» DO THIS:
Reproduce all the material exactly, minus any pictures it holds.

» RAW DATA:

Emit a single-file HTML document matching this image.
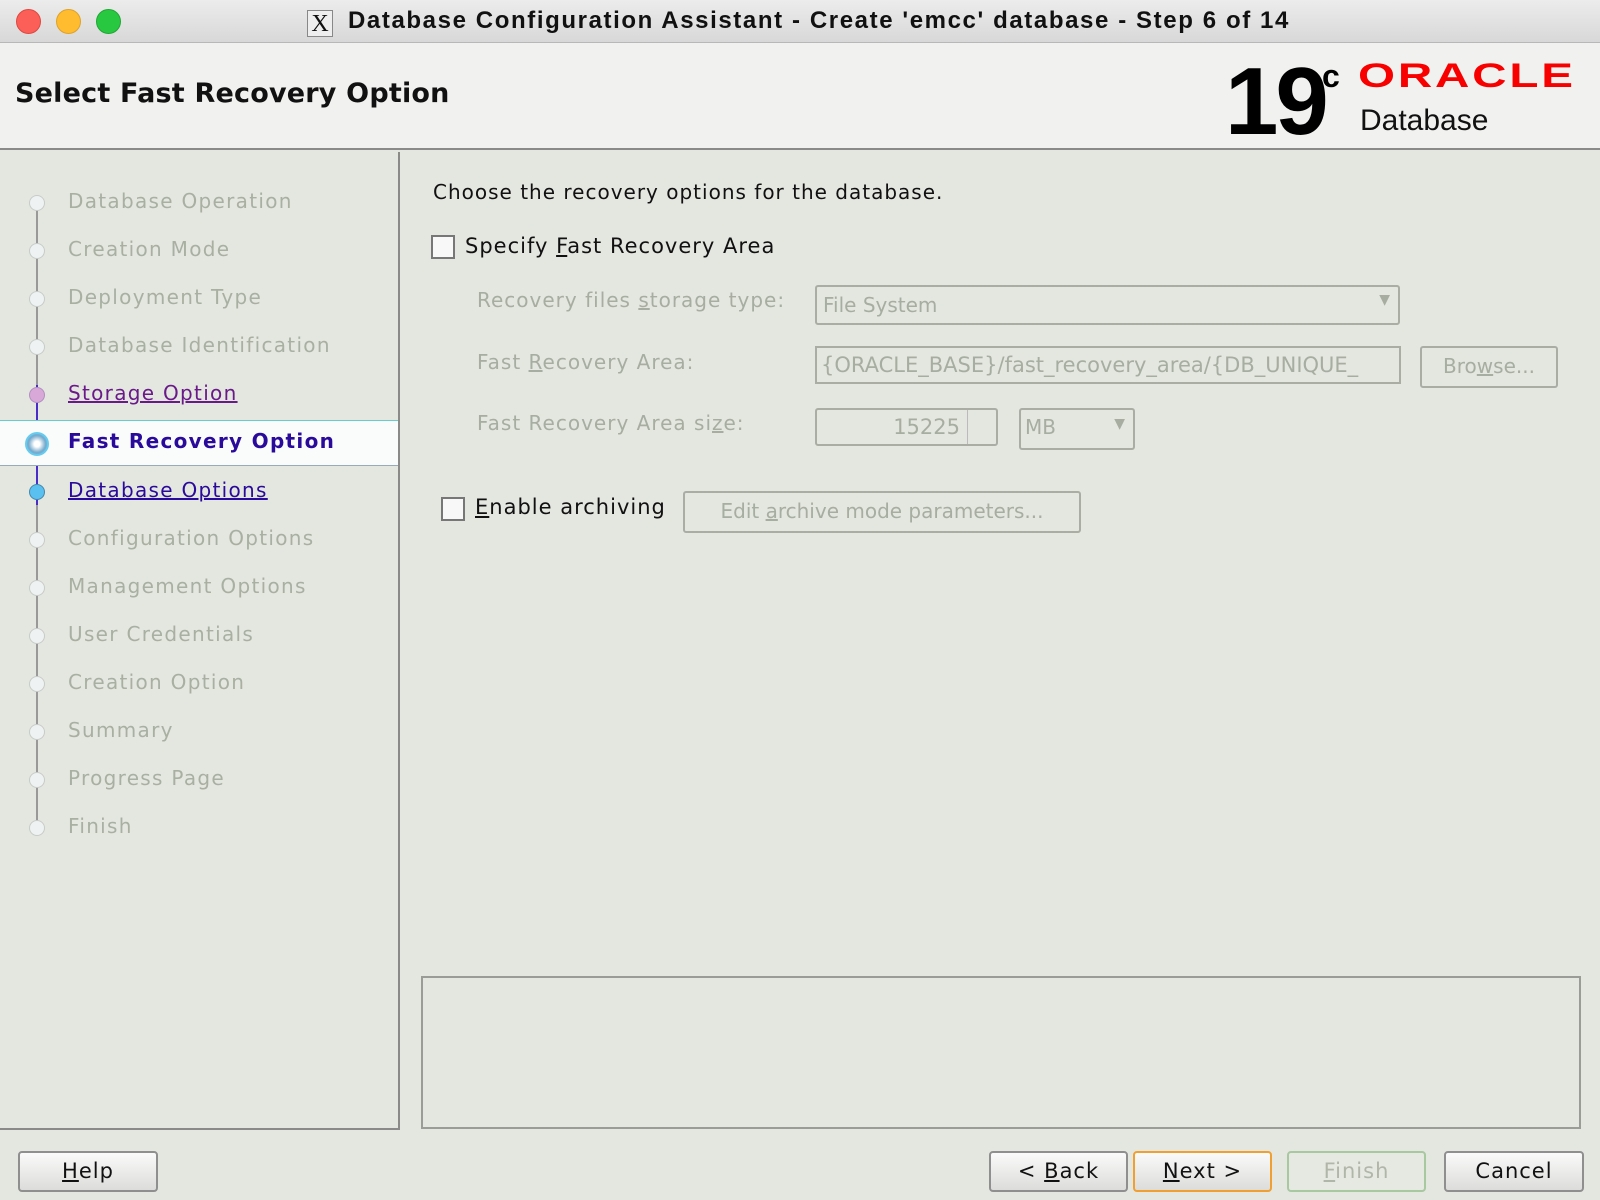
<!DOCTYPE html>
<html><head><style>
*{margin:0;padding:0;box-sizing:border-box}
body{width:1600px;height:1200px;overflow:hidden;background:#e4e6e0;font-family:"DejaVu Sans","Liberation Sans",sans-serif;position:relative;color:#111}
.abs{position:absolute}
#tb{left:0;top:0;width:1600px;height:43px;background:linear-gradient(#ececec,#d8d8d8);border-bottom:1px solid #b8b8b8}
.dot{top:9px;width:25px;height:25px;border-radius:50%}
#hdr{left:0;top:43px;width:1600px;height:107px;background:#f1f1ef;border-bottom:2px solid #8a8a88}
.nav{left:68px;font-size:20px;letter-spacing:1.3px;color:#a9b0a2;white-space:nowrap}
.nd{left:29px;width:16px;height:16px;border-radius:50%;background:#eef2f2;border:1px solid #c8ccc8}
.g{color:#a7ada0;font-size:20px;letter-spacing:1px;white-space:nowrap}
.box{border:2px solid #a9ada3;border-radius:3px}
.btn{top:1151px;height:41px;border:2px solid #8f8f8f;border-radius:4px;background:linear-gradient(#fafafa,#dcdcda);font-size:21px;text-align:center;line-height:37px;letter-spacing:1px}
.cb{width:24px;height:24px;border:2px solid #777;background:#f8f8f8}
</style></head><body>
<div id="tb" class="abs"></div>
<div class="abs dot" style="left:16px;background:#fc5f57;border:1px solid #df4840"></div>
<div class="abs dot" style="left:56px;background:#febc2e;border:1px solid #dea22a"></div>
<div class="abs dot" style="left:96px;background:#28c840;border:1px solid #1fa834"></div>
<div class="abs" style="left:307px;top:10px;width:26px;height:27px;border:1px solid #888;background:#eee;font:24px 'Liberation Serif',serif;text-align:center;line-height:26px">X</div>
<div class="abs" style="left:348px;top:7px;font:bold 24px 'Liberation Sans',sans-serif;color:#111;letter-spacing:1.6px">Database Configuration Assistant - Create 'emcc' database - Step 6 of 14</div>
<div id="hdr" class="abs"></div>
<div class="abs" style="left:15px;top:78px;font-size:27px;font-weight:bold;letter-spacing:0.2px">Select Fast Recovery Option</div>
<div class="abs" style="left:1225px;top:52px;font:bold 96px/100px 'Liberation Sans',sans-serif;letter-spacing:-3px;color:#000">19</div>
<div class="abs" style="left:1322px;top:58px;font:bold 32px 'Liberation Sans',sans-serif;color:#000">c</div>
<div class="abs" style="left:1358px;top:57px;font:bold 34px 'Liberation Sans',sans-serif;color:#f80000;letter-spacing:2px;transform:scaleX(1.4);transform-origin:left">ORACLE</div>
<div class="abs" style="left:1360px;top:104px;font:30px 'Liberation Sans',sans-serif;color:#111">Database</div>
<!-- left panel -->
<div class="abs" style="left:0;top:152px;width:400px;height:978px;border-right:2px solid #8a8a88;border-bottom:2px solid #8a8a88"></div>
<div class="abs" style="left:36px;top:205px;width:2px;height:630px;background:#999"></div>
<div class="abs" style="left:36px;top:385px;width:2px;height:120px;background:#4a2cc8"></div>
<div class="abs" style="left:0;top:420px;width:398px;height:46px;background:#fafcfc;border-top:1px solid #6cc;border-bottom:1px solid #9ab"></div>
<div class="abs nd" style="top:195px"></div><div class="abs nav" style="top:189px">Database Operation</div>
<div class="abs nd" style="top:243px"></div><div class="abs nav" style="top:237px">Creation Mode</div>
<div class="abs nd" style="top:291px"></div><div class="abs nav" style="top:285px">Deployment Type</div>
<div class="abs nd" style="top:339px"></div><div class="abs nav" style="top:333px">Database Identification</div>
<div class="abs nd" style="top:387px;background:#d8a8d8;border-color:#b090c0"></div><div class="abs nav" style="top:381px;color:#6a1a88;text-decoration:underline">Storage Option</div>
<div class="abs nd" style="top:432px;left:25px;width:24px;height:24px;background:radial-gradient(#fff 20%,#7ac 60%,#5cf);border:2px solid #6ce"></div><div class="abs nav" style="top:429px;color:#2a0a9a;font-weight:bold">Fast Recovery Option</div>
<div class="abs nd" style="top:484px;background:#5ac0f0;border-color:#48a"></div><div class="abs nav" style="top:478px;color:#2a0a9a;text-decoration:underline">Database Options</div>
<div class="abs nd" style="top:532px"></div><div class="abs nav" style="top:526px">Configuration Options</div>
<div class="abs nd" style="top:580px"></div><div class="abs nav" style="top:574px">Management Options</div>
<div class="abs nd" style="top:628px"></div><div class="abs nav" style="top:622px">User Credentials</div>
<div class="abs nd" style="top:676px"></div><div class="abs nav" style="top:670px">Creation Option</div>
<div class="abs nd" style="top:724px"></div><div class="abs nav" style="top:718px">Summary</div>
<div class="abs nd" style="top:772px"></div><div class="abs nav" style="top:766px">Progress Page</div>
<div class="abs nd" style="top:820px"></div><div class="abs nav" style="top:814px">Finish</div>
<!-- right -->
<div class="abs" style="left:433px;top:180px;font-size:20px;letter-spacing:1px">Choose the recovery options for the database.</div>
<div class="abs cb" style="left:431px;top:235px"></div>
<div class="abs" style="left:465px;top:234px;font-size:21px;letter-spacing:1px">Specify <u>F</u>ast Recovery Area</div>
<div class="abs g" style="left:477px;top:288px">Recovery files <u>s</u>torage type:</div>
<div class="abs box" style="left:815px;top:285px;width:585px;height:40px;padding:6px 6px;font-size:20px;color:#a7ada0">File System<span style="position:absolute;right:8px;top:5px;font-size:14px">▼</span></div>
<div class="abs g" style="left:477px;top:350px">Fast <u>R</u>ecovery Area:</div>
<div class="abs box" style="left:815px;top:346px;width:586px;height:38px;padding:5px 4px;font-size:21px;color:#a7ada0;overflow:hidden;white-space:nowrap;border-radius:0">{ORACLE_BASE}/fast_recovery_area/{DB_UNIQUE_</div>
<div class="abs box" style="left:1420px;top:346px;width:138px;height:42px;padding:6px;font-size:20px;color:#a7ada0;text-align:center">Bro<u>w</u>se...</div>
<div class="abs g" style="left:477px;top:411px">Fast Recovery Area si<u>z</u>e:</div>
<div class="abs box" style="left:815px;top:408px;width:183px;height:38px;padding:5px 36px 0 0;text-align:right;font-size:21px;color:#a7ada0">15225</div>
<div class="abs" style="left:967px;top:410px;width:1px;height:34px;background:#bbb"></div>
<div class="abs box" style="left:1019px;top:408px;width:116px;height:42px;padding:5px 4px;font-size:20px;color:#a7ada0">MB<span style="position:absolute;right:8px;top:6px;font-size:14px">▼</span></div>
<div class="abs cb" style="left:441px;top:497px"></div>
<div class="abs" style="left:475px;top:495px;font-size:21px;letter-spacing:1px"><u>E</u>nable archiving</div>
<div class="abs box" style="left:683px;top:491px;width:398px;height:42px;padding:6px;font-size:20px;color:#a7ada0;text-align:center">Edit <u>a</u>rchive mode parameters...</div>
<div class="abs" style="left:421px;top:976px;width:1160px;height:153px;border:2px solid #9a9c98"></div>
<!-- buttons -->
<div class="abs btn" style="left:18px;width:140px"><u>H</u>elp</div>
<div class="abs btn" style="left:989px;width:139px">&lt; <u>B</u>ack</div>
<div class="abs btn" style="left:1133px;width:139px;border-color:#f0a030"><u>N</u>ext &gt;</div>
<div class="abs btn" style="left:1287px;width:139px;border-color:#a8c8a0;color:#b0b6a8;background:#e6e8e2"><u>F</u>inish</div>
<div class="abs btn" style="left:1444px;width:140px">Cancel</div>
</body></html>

» OUTPUT OF THE TASK:
Emit a single-file HTML document matching this image.
<!DOCTYPE html>
<html><head><style>
*{margin:0;padding:0;box-sizing:border-box}
body{width:1600px;height:1200px;overflow:hidden;background:#e4e6e0;font-family:"DejaVu Sans","Liberation Sans",sans-serif;position:relative;color:#111}
.abs{position:absolute}
#tb{left:0;top:0;width:1600px;height:43px;background:linear-gradient(#ececec,#d8d8d8);border-bottom:1px solid #b8b8b8}
.dot{top:9px;width:25px;height:25px;border-radius:50%}
#hdr{left:0;top:43px;width:1600px;height:107px;background:#f1f1ef;border-bottom:2px solid #8a8a88}
.nav{left:68px;font-size:20px;letter-spacing:1.3px;color:#a9b0a2;white-space:nowrap}
.nd{left:29px;width:16px;height:16px;border-radius:50%;background:#eef2f2;border:1px solid #c8ccc8}
.g{color:#a7ada0;font-size:20px;letter-spacing:1px;white-space:nowrap}
.box{border:2px solid #a9ada3;border-radius:3px}
.btn{top:1151px;height:41px;border:2px solid #8f8f8f;border-radius:4px;background:linear-gradient(#fafafa,#dcdcda);font-size:21px;text-align:center;line-height:37px;letter-spacing:1px}
.cb{width:24px;height:24px;border:2px solid #777;background:#f8f8f8}
</style></head><body>
<div id="tb" class="abs"></div>
<div class="abs dot" style="left:16px;background:#fc5f57;border:1px solid #df4840"></div>
<div class="abs dot" style="left:56px;background:#febc2e;border:1px solid #dea22a"></div>
<div class="abs dot" style="left:96px;background:#28c840;border:1px solid #1fa834"></div>
<div class="abs" style="left:307px;top:10px;width:26px;height:27px;border:1px solid #888;background:#eee;font:24px 'Liberation Serif',serif;text-align:center;line-height:26px">X</div>
<div class="abs" style="left:348px;top:7px;font:bold 24px 'Liberation Sans',sans-serif;color:#111;letter-spacing:1.6px">Database Configuration Assistant - Create 'emcc' database - Step 6 of 14</div>
<div id="hdr" class="abs"></div>
<div class="abs" style="left:15px;top:78px;font-size:27px;font-weight:bold;letter-spacing:0.2px">Select Fast Recovery Option</div>
<div class="abs" style="left:1225px;top:52px;font:bold 96px/100px 'Liberation Sans',sans-serif;letter-spacing:-3px;color:#000">19</div>
<div class="abs" style="left:1322px;top:58px;font:bold 32px 'Liberation Sans',sans-serif;color:#000">c</div>
<div class="abs" style="left:1358px;top:57px;font:bold 34px 'Liberation Sans',sans-serif;color:#f80000;letter-spacing:2px;transform:scaleX(1.4);transform-origin:left">ORACLE</div>
<div class="abs" style="left:1360px;top:104px;font:30px 'Liberation Sans',sans-serif;color:#111">Database</div>
<!-- left panel -->
<div class="abs" style="left:0;top:152px;width:400px;height:978px;border-right:2px solid #8a8a88;border-bottom:2px solid #8a8a88"></div>
<div class="abs" style="left:36px;top:205px;width:2px;height:630px;background:#999"></div>
<div class="abs" style="left:36px;top:385px;width:2px;height:120px;background:#4a2cc8"></div>
<div class="abs" style="left:0;top:420px;width:398px;height:46px;background:#fafcfc;border-top:1px solid #6cc;border-bottom:1px solid #9ab"></div>
<div class="abs nd" style="top:195px"></div><div class="abs nav" style="top:189px">Database Operation</div>
<div class="abs nd" style="top:243px"></div><div class="abs nav" style="top:237px">Creation Mode</div>
<div class="abs nd" style="top:291px"></div><div class="abs nav" style="top:285px">Deployment Type</div>
<div class="abs nd" style="top:339px"></div><div class="abs nav" style="top:333px">Database Identification</div>
<div class="abs nd" style="top:387px;background:#d8a8d8;border-color:#b090c0"></div><div class="abs nav" style="top:381px;color:#6a1a88;text-decoration:underline">Storage Option</div>
<div class="abs nd" style="top:432px;left:25px;width:24px;height:24px;background:radial-gradient(#fff 20%,#7ac 60%,#5cf);border:2px solid #6ce"></div><div class="abs nav" style="top:429px;color:#2a0a9a;font-weight:bold">Fast Recovery Option</div>
<div class="abs nd" style="top:484px;background:#5ac0f0;border-color:#48a"></div><div class="abs nav" style="top:478px;color:#2a0a9a;text-decoration:underline">Database Options</div>
<div class="abs nd" style="top:532px"></div><div class="abs nav" style="top:526px">Configuration Options</div>
<div class="abs nd" style="top:580px"></div><div class="abs nav" style="top:574px">Management Options</div>
<div class="abs nd" style="top:628px"></div><div class="abs nav" style="top:622px">User Credentials</div>
<div class="abs nd" style="top:676px"></div><div class="abs nav" style="top:670px">Creation Option</div>
<div class="abs nd" style="top:724px"></div><div class="abs nav" style="top:718px">Summary</div>
<div class="abs nd" style="top:772px"></div><div class="abs nav" style="top:766px">Progress Page</div>
<div class="abs nd" style="top:820px"></div><div class="abs nav" style="top:814px">Finish</div>
<!-- right -->
<div class="abs" style="left:433px;top:180px;font-size:20px;letter-spacing:1px">Choose the recovery options for the database.</div>
<div class="abs cb" style="left:431px;top:235px"></div>
<div class="abs" style="left:465px;top:234px;font-size:21px;letter-spacing:1px">Specify <u>F</u>ast Recovery Area</div>
<div class="abs g" style="left:477px;top:288px">Recovery files <u>s</u>torage type:</div>
<div class="abs box" style="left:815px;top:285px;width:585px;height:40px;padding:6px 6px;font-size:20px;color:#a7ada0">File System<span style="position:absolute;right:8px;top:5px;font-size:14px">▼</span></div>
<div class="abs g" style="left:477px;top:350px">Fast <u>R</u>ecovery Area:</div>
<div class="abs box" style="left:815px;top:346px;width:586px;height:38px;padding:5px 4px;font-size:21px;color:#a7ada0;overflow:hidden;white-space:nowrap;border-radius:0">{ORACLE_BASE}/fast_recovery_area/{DB_UNIQUE_</div>
<div class="abs box" style="left:1420px;top:346px;width:138px;height:42px;padding:6px;font-size:20px;color:#a7ada0;text-align:center">Bro<u>w</u>se...</div>
<div class="abs g" style="left:477px;top:411px">Fast Recovery Area si<u>z</u>e:</div>
<div class="abs box" style="left:815px;top:408px;width:183px;height:38px;padding:5px 36px 0 0;text-align:right;font-size:21px;color:#a7ada0">15225</div>
<div class="abs" style="left:967px;top:410px;width:1px;height:34px;background:#bbb"></div>
<div class="abs box" style="left:1019px;top:408px;width:116px;height:42px;padding:5px 4px;font-size:20px;color:#a7ada0">MB<span style="position:absolute;right:8px;top:6px;font-size:14px">▼</span></div>
<div class="abs cb" style="left:441px;top:497px"></div>
<div class="abs" style="left:475px;top:495px;font-size:21px;letter-spacing:1px"><u>E</u>nable archiving</div>
<div class="abs box" style="left:683px;top:491px;width:398px;height:42px;padding:6px;font-size:20px;color:#a7ada0;text-align:center">Edit <u>a</u>rchive mode parameters...</div>
<div class="abs" style="left:421px;top:976px;width:1160px;height:153px;border:2px solid #9a9c98"></div>
<!-- buttons -->
<div class="abs btn" style="left:18px;width:140px"><u>H</u>elp</div>
<div class="abs btn" style="left:989px;width:139px">&lt; <u>B</u>ack</div>
<div class="abs btn" style="left:1133px;width:139px;border-color:#f0a030"><u>N</u>ext &gt;</div>
<div class="abs btn" style="left:1287px;width:139px;border-color:#a8c8a0;color:#b0b6a8;background:#e6e8e2"><u>F</u>inish</div>
<div class="abs btn" style="left:1444px;width:140px">Cancel</div>
</body></html>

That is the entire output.